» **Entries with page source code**
»»

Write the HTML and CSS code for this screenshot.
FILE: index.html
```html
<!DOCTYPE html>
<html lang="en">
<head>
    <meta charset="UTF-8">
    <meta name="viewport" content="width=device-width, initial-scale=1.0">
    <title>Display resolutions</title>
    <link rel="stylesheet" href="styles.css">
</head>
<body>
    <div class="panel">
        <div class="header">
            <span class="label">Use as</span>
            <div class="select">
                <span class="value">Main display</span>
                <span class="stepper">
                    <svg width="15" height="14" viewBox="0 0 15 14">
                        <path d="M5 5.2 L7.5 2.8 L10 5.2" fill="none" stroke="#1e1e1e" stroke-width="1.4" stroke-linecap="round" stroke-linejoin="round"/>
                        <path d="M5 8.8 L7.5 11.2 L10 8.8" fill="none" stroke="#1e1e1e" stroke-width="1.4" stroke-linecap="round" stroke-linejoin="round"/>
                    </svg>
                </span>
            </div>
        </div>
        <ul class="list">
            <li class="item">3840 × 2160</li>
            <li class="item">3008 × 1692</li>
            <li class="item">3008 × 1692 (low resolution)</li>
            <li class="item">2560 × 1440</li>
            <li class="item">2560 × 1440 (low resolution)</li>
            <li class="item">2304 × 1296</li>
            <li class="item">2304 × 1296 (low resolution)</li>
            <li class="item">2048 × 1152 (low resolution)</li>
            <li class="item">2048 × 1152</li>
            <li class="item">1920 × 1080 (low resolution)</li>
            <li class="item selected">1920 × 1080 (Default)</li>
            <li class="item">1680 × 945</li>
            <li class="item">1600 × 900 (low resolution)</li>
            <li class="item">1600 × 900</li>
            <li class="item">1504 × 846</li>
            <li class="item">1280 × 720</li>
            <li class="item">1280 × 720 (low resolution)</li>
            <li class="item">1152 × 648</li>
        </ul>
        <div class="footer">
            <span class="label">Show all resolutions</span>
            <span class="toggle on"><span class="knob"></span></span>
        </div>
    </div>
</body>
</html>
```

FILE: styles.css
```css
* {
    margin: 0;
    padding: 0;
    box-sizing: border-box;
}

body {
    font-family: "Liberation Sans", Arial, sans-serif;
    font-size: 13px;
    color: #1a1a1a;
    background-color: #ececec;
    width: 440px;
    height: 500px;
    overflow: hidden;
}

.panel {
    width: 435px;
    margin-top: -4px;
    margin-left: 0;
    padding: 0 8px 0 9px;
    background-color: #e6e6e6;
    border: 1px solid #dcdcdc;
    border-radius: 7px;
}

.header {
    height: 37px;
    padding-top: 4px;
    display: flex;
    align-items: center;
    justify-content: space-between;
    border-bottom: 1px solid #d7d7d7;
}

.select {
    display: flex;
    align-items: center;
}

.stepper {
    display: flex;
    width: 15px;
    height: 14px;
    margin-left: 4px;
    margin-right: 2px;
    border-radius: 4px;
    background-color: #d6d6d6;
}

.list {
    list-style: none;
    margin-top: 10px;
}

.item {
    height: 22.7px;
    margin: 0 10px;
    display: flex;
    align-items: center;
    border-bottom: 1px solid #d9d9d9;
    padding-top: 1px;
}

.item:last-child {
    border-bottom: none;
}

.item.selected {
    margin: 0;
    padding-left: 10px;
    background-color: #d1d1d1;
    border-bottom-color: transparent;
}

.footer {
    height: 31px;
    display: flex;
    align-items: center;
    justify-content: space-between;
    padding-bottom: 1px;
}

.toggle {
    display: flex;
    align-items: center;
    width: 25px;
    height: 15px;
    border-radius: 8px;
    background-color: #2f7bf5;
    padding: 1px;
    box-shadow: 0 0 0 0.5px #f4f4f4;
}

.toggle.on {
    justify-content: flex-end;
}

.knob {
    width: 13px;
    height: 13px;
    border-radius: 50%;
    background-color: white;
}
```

««
»»

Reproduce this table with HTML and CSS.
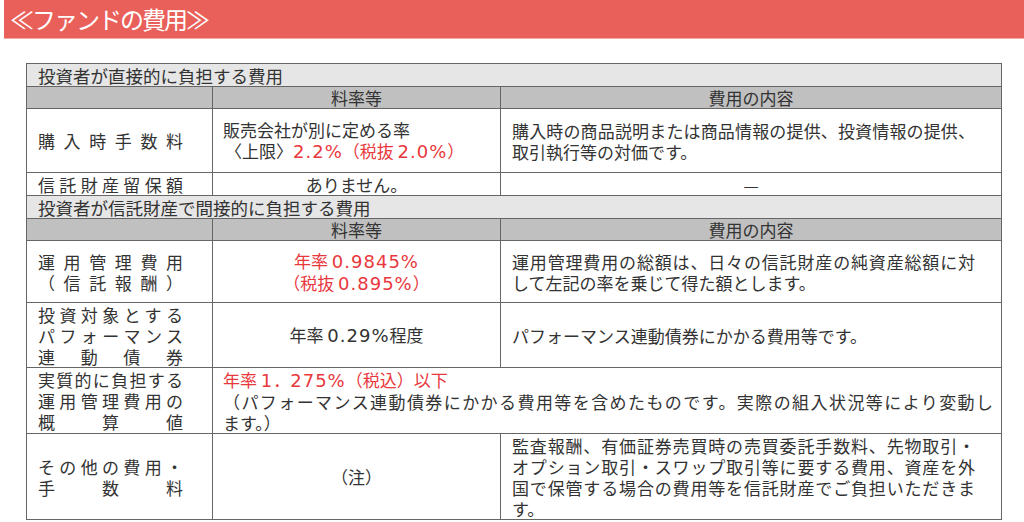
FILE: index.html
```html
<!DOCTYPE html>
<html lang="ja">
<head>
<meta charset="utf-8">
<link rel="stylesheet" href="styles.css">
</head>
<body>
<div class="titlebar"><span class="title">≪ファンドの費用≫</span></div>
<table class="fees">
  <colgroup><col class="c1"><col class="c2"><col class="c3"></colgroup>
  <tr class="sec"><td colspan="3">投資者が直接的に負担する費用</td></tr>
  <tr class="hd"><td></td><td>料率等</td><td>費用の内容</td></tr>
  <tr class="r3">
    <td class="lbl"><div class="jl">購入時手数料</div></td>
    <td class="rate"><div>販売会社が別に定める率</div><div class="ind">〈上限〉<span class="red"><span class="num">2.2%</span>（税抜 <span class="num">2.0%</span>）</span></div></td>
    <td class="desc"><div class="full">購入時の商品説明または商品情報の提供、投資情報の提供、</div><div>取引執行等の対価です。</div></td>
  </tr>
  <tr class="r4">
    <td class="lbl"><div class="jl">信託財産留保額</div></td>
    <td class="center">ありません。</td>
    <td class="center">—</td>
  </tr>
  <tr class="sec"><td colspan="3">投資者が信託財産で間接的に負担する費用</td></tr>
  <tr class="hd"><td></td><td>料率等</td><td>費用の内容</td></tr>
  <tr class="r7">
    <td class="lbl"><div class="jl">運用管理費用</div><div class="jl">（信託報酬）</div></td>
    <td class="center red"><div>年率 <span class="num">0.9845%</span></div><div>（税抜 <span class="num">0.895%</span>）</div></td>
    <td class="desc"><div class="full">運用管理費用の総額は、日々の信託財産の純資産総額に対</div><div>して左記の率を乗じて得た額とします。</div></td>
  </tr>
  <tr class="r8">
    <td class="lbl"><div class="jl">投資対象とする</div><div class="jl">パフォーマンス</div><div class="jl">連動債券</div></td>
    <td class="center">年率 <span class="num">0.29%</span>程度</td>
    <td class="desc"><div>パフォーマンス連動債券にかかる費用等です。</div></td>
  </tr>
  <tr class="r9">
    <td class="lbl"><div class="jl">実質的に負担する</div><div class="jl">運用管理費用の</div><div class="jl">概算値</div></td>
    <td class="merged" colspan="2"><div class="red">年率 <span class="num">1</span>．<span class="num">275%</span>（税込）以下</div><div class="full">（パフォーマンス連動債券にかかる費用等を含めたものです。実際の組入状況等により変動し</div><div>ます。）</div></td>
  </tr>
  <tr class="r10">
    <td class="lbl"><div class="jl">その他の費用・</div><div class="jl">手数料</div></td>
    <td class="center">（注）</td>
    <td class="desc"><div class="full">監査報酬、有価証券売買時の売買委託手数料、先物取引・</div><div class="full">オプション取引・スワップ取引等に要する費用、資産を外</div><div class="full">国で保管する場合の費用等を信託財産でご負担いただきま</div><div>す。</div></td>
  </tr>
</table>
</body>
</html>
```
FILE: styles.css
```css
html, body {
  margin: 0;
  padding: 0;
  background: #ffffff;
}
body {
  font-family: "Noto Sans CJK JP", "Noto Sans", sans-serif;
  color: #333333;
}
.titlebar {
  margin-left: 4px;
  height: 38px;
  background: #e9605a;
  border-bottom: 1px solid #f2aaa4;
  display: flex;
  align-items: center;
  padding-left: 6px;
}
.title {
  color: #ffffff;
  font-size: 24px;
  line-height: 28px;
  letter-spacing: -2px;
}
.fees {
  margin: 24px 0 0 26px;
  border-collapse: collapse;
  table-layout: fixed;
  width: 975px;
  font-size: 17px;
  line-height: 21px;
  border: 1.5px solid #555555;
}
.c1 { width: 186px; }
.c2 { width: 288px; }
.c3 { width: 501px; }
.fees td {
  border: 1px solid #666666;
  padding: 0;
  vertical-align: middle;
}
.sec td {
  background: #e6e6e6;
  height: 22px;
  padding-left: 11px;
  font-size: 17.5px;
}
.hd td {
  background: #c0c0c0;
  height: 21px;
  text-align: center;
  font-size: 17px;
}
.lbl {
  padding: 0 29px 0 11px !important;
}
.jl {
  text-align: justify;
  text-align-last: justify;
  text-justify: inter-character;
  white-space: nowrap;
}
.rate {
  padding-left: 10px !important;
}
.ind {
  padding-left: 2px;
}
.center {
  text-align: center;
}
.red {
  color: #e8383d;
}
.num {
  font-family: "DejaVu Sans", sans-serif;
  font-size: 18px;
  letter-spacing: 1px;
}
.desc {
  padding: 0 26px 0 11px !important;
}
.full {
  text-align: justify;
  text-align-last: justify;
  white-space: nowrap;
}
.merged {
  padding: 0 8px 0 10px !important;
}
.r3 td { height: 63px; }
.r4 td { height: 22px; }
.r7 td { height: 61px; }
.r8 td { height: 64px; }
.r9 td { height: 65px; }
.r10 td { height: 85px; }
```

««
»»

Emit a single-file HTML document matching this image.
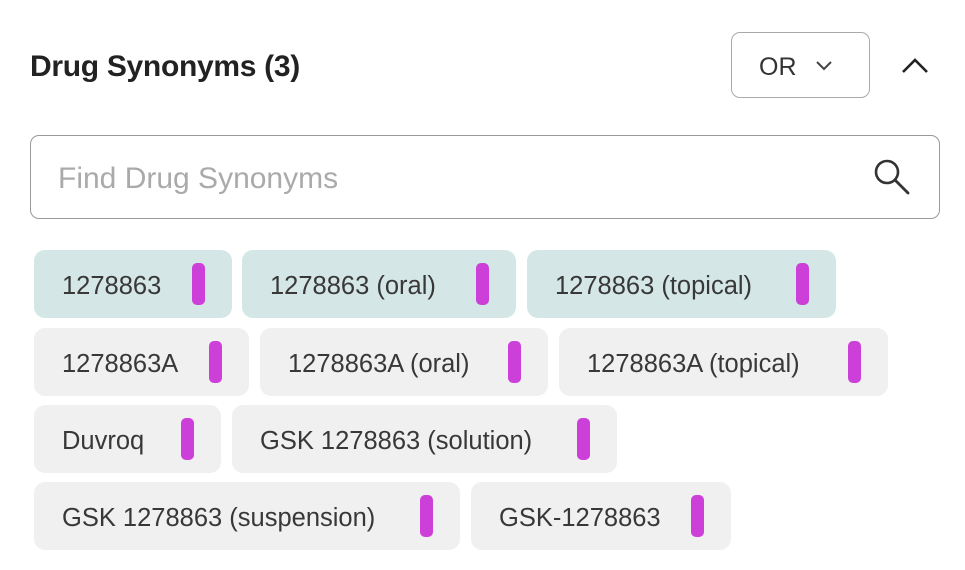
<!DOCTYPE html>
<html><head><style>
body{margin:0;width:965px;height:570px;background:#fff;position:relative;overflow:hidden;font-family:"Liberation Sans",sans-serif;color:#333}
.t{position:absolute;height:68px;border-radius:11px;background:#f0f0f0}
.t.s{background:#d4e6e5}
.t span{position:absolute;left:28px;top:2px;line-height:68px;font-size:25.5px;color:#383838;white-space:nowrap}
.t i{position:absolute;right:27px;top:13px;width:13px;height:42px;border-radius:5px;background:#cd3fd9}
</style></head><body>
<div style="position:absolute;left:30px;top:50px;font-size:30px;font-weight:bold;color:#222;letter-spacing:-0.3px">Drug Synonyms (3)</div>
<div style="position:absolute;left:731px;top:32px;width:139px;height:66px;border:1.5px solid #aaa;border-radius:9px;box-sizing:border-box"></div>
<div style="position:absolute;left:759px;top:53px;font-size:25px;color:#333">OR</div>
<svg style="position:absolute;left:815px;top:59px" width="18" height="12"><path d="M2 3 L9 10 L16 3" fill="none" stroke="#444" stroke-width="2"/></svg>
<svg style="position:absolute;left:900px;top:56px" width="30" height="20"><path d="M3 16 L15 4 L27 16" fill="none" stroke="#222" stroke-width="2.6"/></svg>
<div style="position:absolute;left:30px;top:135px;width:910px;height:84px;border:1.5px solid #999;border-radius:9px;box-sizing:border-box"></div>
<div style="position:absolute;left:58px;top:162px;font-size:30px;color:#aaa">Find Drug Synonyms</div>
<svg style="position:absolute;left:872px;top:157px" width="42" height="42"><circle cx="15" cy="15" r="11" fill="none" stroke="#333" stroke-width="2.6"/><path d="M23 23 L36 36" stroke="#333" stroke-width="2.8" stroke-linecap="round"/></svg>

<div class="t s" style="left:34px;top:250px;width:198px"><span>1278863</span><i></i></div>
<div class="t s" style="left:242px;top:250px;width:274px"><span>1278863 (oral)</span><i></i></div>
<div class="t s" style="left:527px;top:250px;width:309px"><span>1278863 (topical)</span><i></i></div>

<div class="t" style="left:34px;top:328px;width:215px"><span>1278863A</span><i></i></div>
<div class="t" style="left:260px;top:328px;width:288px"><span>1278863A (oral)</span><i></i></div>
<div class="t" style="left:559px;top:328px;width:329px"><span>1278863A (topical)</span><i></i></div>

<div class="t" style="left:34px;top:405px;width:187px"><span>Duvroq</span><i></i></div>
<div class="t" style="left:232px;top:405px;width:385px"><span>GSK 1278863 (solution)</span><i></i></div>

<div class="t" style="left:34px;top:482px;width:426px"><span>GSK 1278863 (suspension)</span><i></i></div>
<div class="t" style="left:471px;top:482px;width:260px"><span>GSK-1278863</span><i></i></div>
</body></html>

««

» **EXERCISE PROMPT**
Using the listing above, pull out all lines that hold the word "table".

» **PROBLEM SOLUTION**
Reproduce this table with HTML and CSS.
<table class="fees">
</table>
  table-layout: fixed;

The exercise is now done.